UK HR leaders key to avoid mismanaged one-size-fits-all restructuring

18 July 2017 6 min. read

As business models are disrupted by technology and socio-demographic shifts, professional service firms specialising in HR management must bridge the gap between employees and executives for UK clients to avoid being left behind. According to the annual Global Talent Trends Study, the vast majority of organisations worldwide report they are planning to redesign their structure in the next two years, however executives who seek analytics to boost employee engagement in changing companies are largely let down by HR specialists.

According to a recent survey, the future prosperity of British business rests in the hands of employees, with HR leaders and c-suites divided as to whether they should overhaul companies to adapt amid an increasingly disruptive global market. Mercer’s recent Global Talent Trends report derives insights from over 7,000 world-wide perspectives, comparing the views of senior business executives, HR leaders, and employees from organisations around the world. The 2017 report assesses significant gaps in alignment, identifies several critical disconnects concerning change, and makes recommendations to capture growth.

Recent years have seen business model disruption leading to a boom in demand for restructuring services, with analysts believing an “age of disruption” will cause up to 80% of Fortune 1000 corporations to be replaced, as new smaller competitors better more suited to the times, may mean that an incumbent company becomes stressed, and, given enough change within its ecosystem, may fall into a full blown crisis. Subsequently, HR leaders are required perhaps more than ever before by global companies to help aid shifts within established firms.

Unique views from around the world

Most notably, despite 93% of organisations’ plans to transform themselves in the next two years, HR leaders do not have organisation or job redesign on their list of priorities for 2017. In the UK, businesses are noted as being particularly divided, as while many businesses eye performance ratings as a way to increase efficiency, researchers cite British respondents as being the most content with the status quo of workplace compensation in the world, along with Japan and China, leaving employees at odds on whether their businesses should change by adopting controversial performance ratings.

While companies stated this was a better way to set base rates for salaries in order to maximise the returns they can make on the labour of their employees, the method could also lead to greater employee attrition as staff double-down to insulate themselves from falling base pay. However, with over 88% of the global survey stating they had already implemented this sort of measure, it may well be that UK HR departments begin a full roll-out of this kind of contract in order to maintain their edge, particularly as competitive labour markets in Asia including India see employees contrarily hungry for feedback and performance ratings from employers.

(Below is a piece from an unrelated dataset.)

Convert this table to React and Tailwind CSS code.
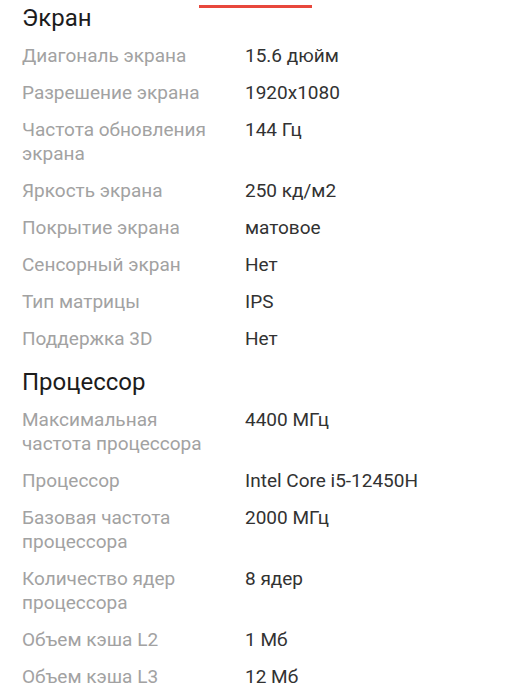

According to Mercer’s analysts, while increasing efficiency remains the number one aim of design changes in the majority of countries studied including the UK, and performance ratings would indeed be aimed toward such a target. However, alongside workers from Australia, Canada and Hong Kong, the top suggestion for improvement from UK employees surveyed was for leaders to set clearer priorities. This contrasts with a vague drive for constantly improved efficiency, suggesting the onus is on higher management to make plans clear for workers, to enable them to better meet demand.

What would make a positive impact to their work situation?While for employers in Germany, France and others, work ratings might improve performance, as 47% of employees there suggested fair and competitive compensation would improve their performance, global firms operating in multiple countries should beware implementing a one-size-fits-all solution when it comes to overhauling a UK-based operation.

Mercer’s paper cites top executives and HR managers of organisations often taking a disconnected “world is flat” view of the universe in this manner, suggesting that decision-making regarding a company’s change might do well to listen to thoughts further down the company chain. As the people who deal with the day-to-day running of the company, employees are best placed to pick out the day-to-day areas of weakness of the business.

Talent Mismatch

Behind this chasm in executive and employee goals, Mercer argue that a mismatch in talent analytics from HR leaders must be improved if companies are to effectively engage their workforce in pivotal decision making. One example pointed to by the report is that executives say understanding the key drivers of workplace engagement would be the key insight to adding value to their business, however just 35% of HR leaders were actually able to provide this information.

The gap in executives’ demand for data types, and the types actually provided by HR globally led to large disparities. HR professionals were capable of providing exponentially more data on why employees join a company than executives actually required, while the reverse was true of team performance, and who was likely to leave a company for which reason.

Mismatch in talent analytics

The outlook for the UK in this case is promising however. While the global figures suggest this gap as a major concern, UK HR professionals, along with those based in Canada and France, cited a capability for data analytics and predictive modelling as one of the top three in demand skills for the coming 12 months. This suggests British HR consultants are anticipating having to decrease this gap in outlooks between employees and executives quickly to help clients best add value to their companies.

 “In an age where digitisation, robotics, and AI are wreaking havoc with traditional business models, it is easy for executives to focus on superior technology as the solution to ensuring the competitiveness of their organisations and to overlook the human element,” said Ilya Bonic, President of Mercer’s Career business. “Growth rests on engaging and empowering today’s workforce in ways that we are just beginning to uncover. It takes employees armed with the right skills and opportunities to develop innovative solutions to advance the business and themselves.”